What you should do: Each line of the listing must be transcribed exactly, except for the images, which should be excluded.

Collected data:
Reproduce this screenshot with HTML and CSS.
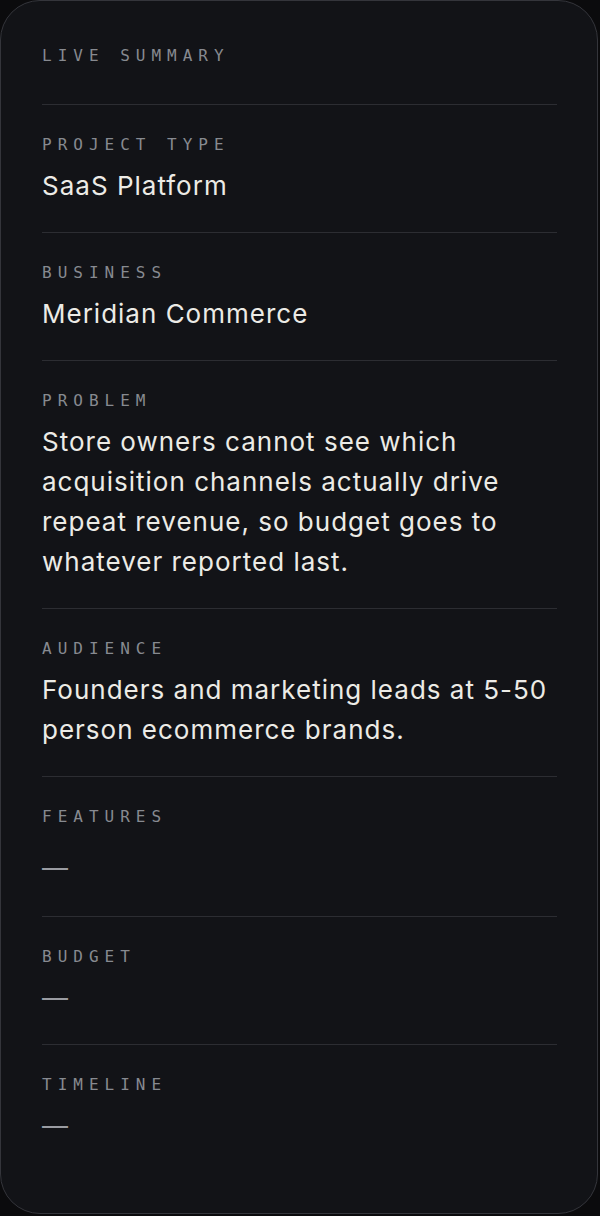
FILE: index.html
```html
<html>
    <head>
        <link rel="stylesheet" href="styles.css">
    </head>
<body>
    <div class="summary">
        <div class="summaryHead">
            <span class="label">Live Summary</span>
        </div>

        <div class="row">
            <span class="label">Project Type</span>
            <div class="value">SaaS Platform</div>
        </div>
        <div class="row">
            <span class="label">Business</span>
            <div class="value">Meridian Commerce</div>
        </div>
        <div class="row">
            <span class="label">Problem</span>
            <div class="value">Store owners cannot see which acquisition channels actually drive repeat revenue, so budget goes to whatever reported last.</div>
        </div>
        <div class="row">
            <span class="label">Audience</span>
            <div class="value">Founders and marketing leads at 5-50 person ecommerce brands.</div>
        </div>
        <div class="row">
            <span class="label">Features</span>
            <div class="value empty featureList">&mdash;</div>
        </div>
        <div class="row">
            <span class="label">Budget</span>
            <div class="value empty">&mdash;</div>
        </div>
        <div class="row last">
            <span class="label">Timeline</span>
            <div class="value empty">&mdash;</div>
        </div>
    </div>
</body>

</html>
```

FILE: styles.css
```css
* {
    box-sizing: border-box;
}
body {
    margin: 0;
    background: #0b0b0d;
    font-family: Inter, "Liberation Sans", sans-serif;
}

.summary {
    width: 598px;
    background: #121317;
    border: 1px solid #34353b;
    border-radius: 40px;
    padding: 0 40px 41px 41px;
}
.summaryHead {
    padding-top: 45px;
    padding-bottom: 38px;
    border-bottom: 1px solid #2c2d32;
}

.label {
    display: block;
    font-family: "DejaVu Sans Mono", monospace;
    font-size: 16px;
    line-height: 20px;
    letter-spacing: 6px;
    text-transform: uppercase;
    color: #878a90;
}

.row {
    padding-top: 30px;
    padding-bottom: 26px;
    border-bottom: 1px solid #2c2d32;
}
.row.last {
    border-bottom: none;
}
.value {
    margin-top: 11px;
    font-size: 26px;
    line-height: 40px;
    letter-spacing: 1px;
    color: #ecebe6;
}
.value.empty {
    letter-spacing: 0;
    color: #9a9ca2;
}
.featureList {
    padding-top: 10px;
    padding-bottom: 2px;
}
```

Task output:
Reproduce this screenshot with HTML and CSS.
FILE: index.html
```html
<html>
    <head>
        <link rel="stylesheet" href="styles.css">
    </head>
<body>
    <div class="summary">
        <div class="summaryHead">
            <span class="label">Live Summary</span>
        </div>

        <div class="row">
            <span class="label">Project Type</span>
            <div class="value">SaaS Platform</div>
        </div>
        <div class="row">
            <span class="label">Business</span>
            <div class="value">Meridian Commerce</div>
        </div>
        <div class="row">
            <span class="label">Problem</span>
            <div class="value">Store owners cannot see which acquisition channels actually drive repeat revenue, so budget goes to whatever reported last.</div>
        </div>
        <div class="row">
            <span class="label">Audience</span>
            <div class="value">Founders and marketing leads at 5-50 person ecommerce brands.</div>
        </div>
        <div class="row">
            <span class="label">Features</span>
            <div class="value empty featureList">&mdash;</div>
        </div>
        <div class="row">
            <span class="label">Budget</span>
            <div class="value empty">&mdash;</div>
        </div>
        <div class="row last">
            <span class="label">Timeline</span>
            <div class="value empty">&mdash;</div>
        </div>
    </div>
</body>

</html>
```

FILE: styles.css
```css
* {
    box-sizing: border-box;
}
body {
    margin: 0;
    background: #0b0b0d;
    font-family: Inter, "Liberation Sans", sans-serif;
}

.summary {
    width: 598px;
    background: #121317;
    border: 1px solid #34353b;
    border-radius: 40px;
    padding: 0 40px 41px 41px;
}
.summaryHead {
    padding-top: 45px;
    padding-bottom: 38px;
    border-bottom: 1px solid #2c2d32;
}

.label {
    display: block;
    font-family: "DejaVu Sans Mono", monospace;
    font-size: 16px;
    line-height: 20px;
    letter-spacing: 6px;
    text-transform: uppercase;
    color: #878a90;
}

.row {
    padding-top: 30px;
    padding-bottom: 26px;
    border-bottom: 1px solid #2c2d32;
}
.row.last {
    border-bottom: none;
}
.value {
    margin-top: 11px;
    font-size: 26px;
    line-height: 40px;
    letter-spacing: 1px;
    color: #ecebe6;
}
.value.empty {
    letter-spacing: 0;
    color: #9a9ca2;
}
.featureList {
    padding-top: 10px;
    padding-bottom: 2px;
}
```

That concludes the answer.